A common pattern is to keep transportation execution in specialized platforms while moving finance, procurement, and reporting controls into cloud ERP. SysGenPro-style enterprise automation architecture would then use middleware and workflow orchestration to synchronize master data, shipment events, billing triggers, and settlement outcomes. This avoids forcing the ERP to become a transportation engine while still strengthening enterprise control.
Executive recommendations for implementation, governance, and ROI
Leaders should begin with a workflow value stream assessment across transportation, billing, and reporting. The purpose is to identify where delays originate, which handoffs lack system accountability, and which integrations create recurring operational risk.
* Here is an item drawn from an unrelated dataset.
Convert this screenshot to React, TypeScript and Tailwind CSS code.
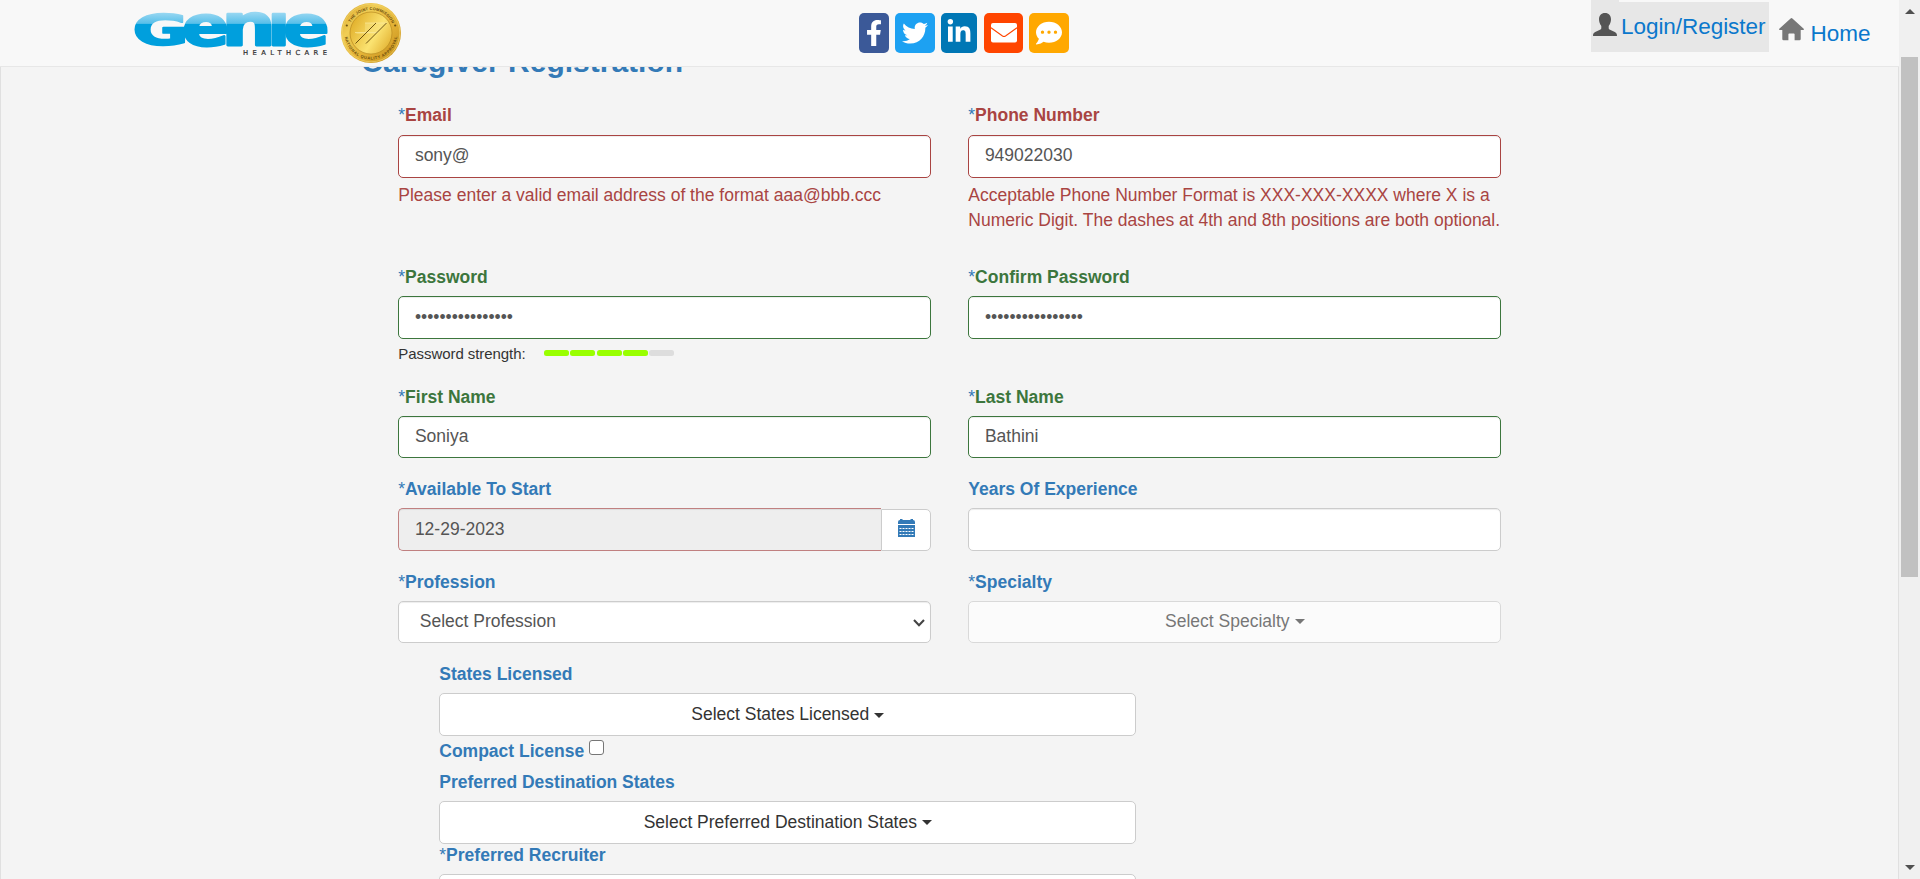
import type { ReactNode } from "react";
import { FaFacebookF, FaTwitter, FaLinkedinIn, FaCommentDots } from "react-icons/fa";

type Tone = "error" | "ok" | "plain";

const labelTone: Record<Tone, string> = {
  error: "text-[#a94442]",
  ok: "text-[#3c763d]",
  plain: "text-[#337ab7]",
};
const borderTone: Record<Tone, string> = {
  error: "border-[#a94442]",
  ok: "border-[#3c763d]",
  plain: "border-[#ccc]",
};

function Label({ text, tone = "plain", required = true }: { text: string; tone?: Tone; required?: boolean }) {
  return (
    <div className={`h-[25px] whitespace-nowrap ${tone === "error" ? "mb-[7.25px]" : "mb-[6.25px]"}`}>
      {required && <span className="text-[#337ab7]">*</span>}
      <span className={`font-bold ${labelTone[tone]}`}>{text}</span>
    </div>
  );
}

function Box({ value, tone = "plain", className = "pt-[7.25px]" }: { value: string; tone?: Tone; className?: string }) {
  return (
    <div
      className={`h-[42.5px] rounded-[5px] border bg-white pl-[15.6px] text-[#555] shadow-[inset_0_1px_1px_rgba(0,0,0,0.075)] ${borderTone[tone]} ${className}`}
    >
      {value}
    </div>
  );
}

function Field({ label, value, tone = "plain", required = true, boxClass, children }: { label: string; value: string; tone?: Tone; required?: boolean; boxClass?: string; children?: ReactNode }) {
  return (
    <div className="w-[533px]">
      <Label text={label} tone={tone} required={required} />
      <Box value={value} tone={tone} className={boxClass} />
      {children}
    </div>
  );
}

function Row({ className, children }: { className: string; children: ReactNode }) {
  return <div className={`flex gap-[37px] ${className}`}>{children}</div>;
}

function DropButton({ text, className = "" }: { text: string; className?: string }) {
  return (
    <div className={`flex h-[42.5px] items-center justify-center rounded-[5px] border border-[#ccc] bg-white text-[#333] ${className}`}>
      <span>{text}</span>
      <span className="mt-[1px] ml-[5px] h-0 w-0 border-x-[5px] border-t-[5px] border-x-transparent border-t-current" />
    </div>
  );
}

function Strength() {
  return (
    <div className="mt-[4.500px] flex h-[22px] items-start text-[15px] leading-[22px] tracking-[-0.06px] text-[#333]">
      <span className="w-[146px]">Password strength:</span>
      <div className="mt-[7px] flex gap-[1.2px]">
        {[0, 1, 2, 3, 4].map((i) => (
          <span key={i} className={`h-[6px] w-[25px] rounded-[2.5px] ${i < 4 ? "bg-[#99ff00]" : "bg-[#ddd]"}`} />
        ))}
      </div>
    </div>
  );
}

const logoLetters = [
  { ch: "G", x: 1, w: 48, left: 5.1, glyph: 70, height: 74.2 },
  { ch: "e", x: 50, w: 41, left: 4.2, glyph: 58.8, height: 57.5 },
  { ch: "n", x: 93, w: 42, left: 8.4, glyph: 55, height: 56 },
  { ch: "ı", x: 138, w: 11.5, left: 8.4, glyph: 17.5, height: 54.7 },
  { ch: "e", x: 151, w: 40, left: 4.2, glyph: 58.8, height: 57.5 },
];

function Logo() {
  return (
    <svg width="194" height="46" viewBox="0 0 194 46" className="mt-[11px] overflow-visible">
      <defs>
        {logoLetters.map((l, i) => (
          <linearGradient key={i} id={`glossy${i}`} gradientUnits="userSpaceOnUse" x1="0" x2="0" y1={-l.height} y2="0">
            <stop offset="0" stopColor="#97d7f2" />
            <stop offset="0.33" stopColor="#58bfe9" />
            <stop offset="0.36" stopColor="#009fdd" />
            <stop offset="1" stopColor="#009fdd" />
          </linearGradient>
        ))}
      </defs>
      {logoLetters.map((l, i) => (
        <g key={i} transform={`translate(${l.x} 33.5) scale(${l.w / l.glyph} ${31.5 / l.height}) translate(${-l.left} 0)`}>
          <text fontFamily="DejaVu Sans" fontWeight="700" fontSize="100" fill={`url(#glossy${i})`} stroke={`url(#glossy${i})`} strokeWidth="4" strokeLinejoin="round">
            {l.ch}
          </text>
        </g>
      ))}
      <text x="108" y="43.5" fontFamily="DejaVu Sans" fontSize="6.8" fill="#333" stroke="#333" strokeWidth="0.2" textLength="84" lengthAdjust="spacing">
        HEALTHCARE
      </text>
    </svg>
  );
}

function Seal() {
  return (
    <svg width="60" height="60" viewBox="0 0 60 60" className="mt-[3px] ml-[12px]">
      <defs>
        <linearGradient id="rim" x1="0" y1="0" x2="1" y2="1">
          <stop offset="0" stopColor="#d6a32a" />
          <stop offset="0.3" stopColor="#f0cd55" />
          <stop offset="0.6" stopColor="#e3b236" />
          <stop offset="1" stopColor="#c08a17" />
        </linearGradient>
        <linearGradient id="face" x1="0" y1="0.2" x2="1" y2="0.8">
          <stop offset="0" stopColor="#dfac26" />
          <stop offset="0.6" stopColor="#fbe371" />
          <stop offset="1" stopColor="#e2b030" />
        </linearGradient>
        <path id="arcTop" d="M7 30A23 23 0 0 1 53 30" />
        <path id="arcBottom" d="M3.5 30A26.5 26.5 0 0 0 56.5 30" />
      </defs>
      <circle cx="30" cy="30" r="30" fill="url(#rim)" />
      <circle cx="30" cy="30" r="28.8" fill="none" stroke="#f0d26a" strokeWidth="0.7" />
      <circle cx="30" cy="30" r="21" fill="url(#face)" stroke="#b88a20" strokeWidth="0.7" />
      <path d="M24 20H46L36 31H14L19 29H24Z" fill="#f9e584" opacity="0.45" />
      <path d="M24 20H46M14 29.5H37" stroke="#f9e9a0" strokeWidth="0.7" fill="none" />
      <path d="M14.5 40.5L35 20M25 40.5L45.5 20" stroke="#5e4308" strokeWidth="0.9" fill="none" />
      <circle cx="5.8" cy="22.5" r="1.1" fill="#6e5111" />
      <circle cx="54.2" cy="22.5" r="1.1" fill="#6e5111" />
      <text fontFamily="Liberation Sans" fontWeight="700" fontSize="4" fill="#6a4c0c">
        <textPath href="#arcTop" startOffset="11" textLength="51">THE JOINT COMMISSION</textPath>
      </text>
      <text fontFamily="Liberation Sans" fontWeight="700" fontSize="4" fill="#6a4c0c">
        <textPath href="#arcBottom" startOffset="4" textLength="75">NATIONAL QUALITY APPROVAL</textPath>
      </text>
    </svg>
  );
}

function Header() {
  return (
    <header className="relative z-10 flex h-[67px] w-[1899px] border-b border-[#e7e7e7] bg-[#f8f8f8]">
      <div className="flex w-[859px] pl-[135px]">
        <Logo />
        <Seal />
      </div>
      <div className="mt-[13px] flex h-[40px] w-[732px] text-white">
        <span className="flex w-[30px] items-center justify-center rounded-[5px] bg-[#3b5998]">
          <FaFacebookF size={26} />
        </span>
        <span className="ml-[6px] flex w-[40px] items-center justify-center rounded-[5px] bg-[#1da1f2]">
          <FaTwitter size={26} />
        </span>
        <span className="ml-[6px] flex w-[36px] items-center justify-center rounded-[5px] bg-[#0077b5] pb-[3px]">
          <FaLinkedinIn size={26} />
        </span>
        <span className="ml-[7px] flex w-[39px] items-center justify-center rounded-[5px] bg-[#ff4500] pb-[1px]">
          <svg width="26" height="20" viewBox="0 0 26 20">
            <rect width="26" height="19.5" rx="2" fill="#fff" />
            <path d="M0 4.800L11.500 13Q13 14 14.500 13L26 4.800" fill="none" stroke="#ff4500" strokeWidth="1.1" />
          </svg>
        </span>
        <span className="ml-[6px] flex w-[40px] items-center justify-center rounded-[5px] bg-[#ffa800]">
          <FaCommentDots size={26} />
        </span>
      </div>
      <nav className="flex text-[22.5px] leading-[32px] text-[#0b78cc]">
        <div>
          <div className="h-[2px] w-[28px] bg-[#e7e7e7]" />
          <div className="flex h-[50px] w-[178px] bg-[#e7e7e7] pt-[9px] pl-[2px]">
            <svg width="24" height="24" viewBox="0 0 24 24" className="mt-[2px] mr-[4px] shrink-0" fill="#555">
              <path d="M12 0C15.8 0 18 2.700 18 6.300C18 8.600 17.200 11.300 15.700 13V15C15.700 16 16.200 16.400 17 16.800L21.800 19.100C23.400 20 24 21 24 23H0C0 21 .6 20 2.200 19.100L7 16.800C7.800 16.400 8.300 16 8.300 15V13C6.800 11.300 6 8.600 6 6.300C6 2.700 8.200 0 12 0Z" />
            </svg>
            <span className="tracking-[-0.05px]">Login/Register</span>
          </div>
        </div>
        <div className="flex pt-[18px] pl-[10px]">
          <svg width="25" height="23" viewBox="0 0 25 23" className="mr-[6.500px]" fill="#777">
            <path d="M11.600 .4Q12.500 -.3 13.400 .4L24.700 10.800Q25.300 11.700 24.300 12H21.700V21Q21.700 22.300 20.400 22.300H15.600V16.300Q15.600 15.500 14.800 15.500H10.200Q9.400 15.500 9.400 16.300V22.300H4.600Q3.300 22.300 3.300 21V12H.7Q-.3 11.700 .3 10.800Z" />
          </svg>
          <span>Home</span>
        </div>
      </nav>
    </header>
  );
}

function Scrollbar() {
  return (
    <div className="flex h-full w-[21px] shrink-0 flex-col items-center bg-[#f0f0f0]">
      <div className="mt-[9px] h-0 w-0 border-x-[5px] border-b-[5px] border-x-transparent border-b-[#505050]" />
      <div className="mt-[43px] h-[520px] w-[17px] bg-[#c1c1c1]" />
      <div className="mt-auto mb-[9px] h-0 w-0 border-x-[5px] border-t-[5px] border-x-transparent border-t-[#505050]" />
    </div>
  );
}

function CalendarGlyph() {
  return (
    <svg width="17" height="18" viewBox="0 0 17 18" fill="#337ab7">
      <path d="M0 5V3Q0 1 2 1V0H4.500V1H12.500V0H15V1Q17 1 17 3V5Z" />
      <path d="M0 6H17V18H0Z" />
      <path d="M1.500 9.500H15.500M1.500 12.500H15.500M1.500 15.500H15.500" stroke="#fff" strokeWidth="1" strokeDasharray="2 1" />
    </svg>
  );
}

export default function App() {
  return (
    <div className="flex h-[879px] w-[1920px] overflow-hidden bg-[#f4f4f4] font-['Liberation_Sans',Arial,sans-serif] text-[17.5px] leading-[25px]">
      <div className="h-full w-[1899px] shrink-0">
        <Header />
        <main className="h-[812px] overflow-hidden border-x border-[#e0e0e0] pl-[397.3px]">
          <h1 className="-mt-[22px] -ml-[37px] h-[33px] text-[30px] leading-[33px] font-bold text-[#337ab7]">Caregiver Registration</h1>
          <Row className="mt-[25px] h-[162px]">
            <Field label="Email" value="sony@" tone="error" boxClass="pt-[6.75px]">
              <p className="mt-[5px] whitespace-nowrap text-[#a94442]">Please enter a valid email address of the format aaa@bbb.ccc</p>
            </Field>
            <Field label="Phone Number" value="949022030" tone="error" boxClass="pt-[6.75px]">
              <p className="mt-[5px] whitespace-nowrap text-[#a94442]">
                Acceptable Phone Number Format is XXX-XXX-XXXX where X is a
                <br />
                Numeric Digit. The dashes at 4th and 8th positions are both optional.
              </p>
            </Field>
          </Row>
          <Row className="h-[119.6px]">
            <Field label="Password" value="••••••••••••••••" tone="ok" boxClass="pt-[7.75px]">
              <Strength />
            </Field>
            <Field label="Confirm Password" value="••••••••••••••••" tone="ok" boxClass="pt-[7.75px]" />
          </Row>
          <Row className="h-[92.5px]">
            <Field label="First Name" value="Soniya" tone="ok" />
            <Field label="Last Name" value="Bathini" tone="ok" />
          </Row>
          <Row className="h-[92.5px]">
            <div className="w-[533px]">
              <Label text="Available To Start" />
              <div className="flex">
                <div className="h-[42.5px] w-[483px] rounded-l-[5px] border border-r-0 border-[#c08080] bg-[#eee] pt-[7.25px] pl-[15.6px] text-[#555] shadow-[inset_0_1px_1px_rgba(0,0,0,0.075)]">
                  12-29-2023
                </div>
                <div className="mt-[1px] flex h-[41.5px] w-[50px] items-center justify-center rounded-r-[5px] border border-[#ccc] bg-white pb-[5px]">
                  <CalendarGlyph />
                </div>
              </div>
            </div>
            <Field label="Years Of Experience" value="" required={false} />
          </Row>
          <Row className="h-[92.5px]">
            <div className="w-[533px]">
              <Label text="Profession" />
              <div className="flex h-[42.5px] items-center justify-between rounded-[5px] border border-[#ccc] bg-white pr-[5px] pl-[20.500px] text-[#555] shadow-[inset_0_1px_1px_rgba(0,0,0,0.075)]">
                <span className="-mt-[1px]">Select Profession</span>
                <svg width="12" height="8" viewBox="0 0 12 8" className="mt-[2px]">
                  <path d="M1 1L6 6.200L11 1" fill="none" stroke="#444" strokeWidth="2.100" />
                </svg>
              </div>
            </div>
            <div className="w-[533px]">
              <Label text="Specialty" />
              <DropButton text="Select Specialty" className="pb-[1.500px] opacity-65" />
            </div>
          </Row>
          <section className="ml-[41px] w-[697px]">
            <Label text="States Licensed" required={false} />
            <DropButton text="Select States Licensed" />
            <div className="mt-[3px] flex h-[31px]">
              <span className="font-bold text-[#337ab7]">Compact License</span>
              <span className="mt-[1.500px] ml-[5px] h-[15px] w-[15px] rounded-[3px] border border-[#767676] bg-white" />
            </div>
            <Label text="Preferred Destination States" required={false} />
            <DropButton text="Select Preferred Destination States" />
            <div className="-mt-[0.6px]">
              <Label text="Preferred Recruiter" />
            </div>
            <DropButton text="" />
          </section>
        </main>
      </div>
      <Scrollbar />
    </div>
  );
}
This baseline should include cycle times, exception rates, manual touches, dispute volume, and integration incident patterns.
From there, prioritize a phased delivery model. First stabilize core shipment-to-billing workflows, then expand into carrier settlement, customer visibility, and advanced process intelligence. Establish an automation governance board spanning operations, finance, enterprise architecture, and integration teams. This group should own workflow standards, API policies, exception ownership, and change control.
ROI should be evaluated across multiple dimensions: faster invoice release, reduced manual reconciliation, lower dispute handling effort, improved on-time communication, fewer integration failures, and better working capital performance. Tradeoffs must also be acknowledged. Greater orchestration discipline requires data standardization, partner onboarding effort, and stronger governance. However, these investments are what make automation scalable rather than temporary.
For enterprises managing complex logistics networks, the strategic outcome is not merely faster processing. It is a connected operational system where transportation execution, finance automation, and reporting workflows operate as a coordinated enterprise capability. That is the foundation for resilient, visible, and scalable logistics ERP automation.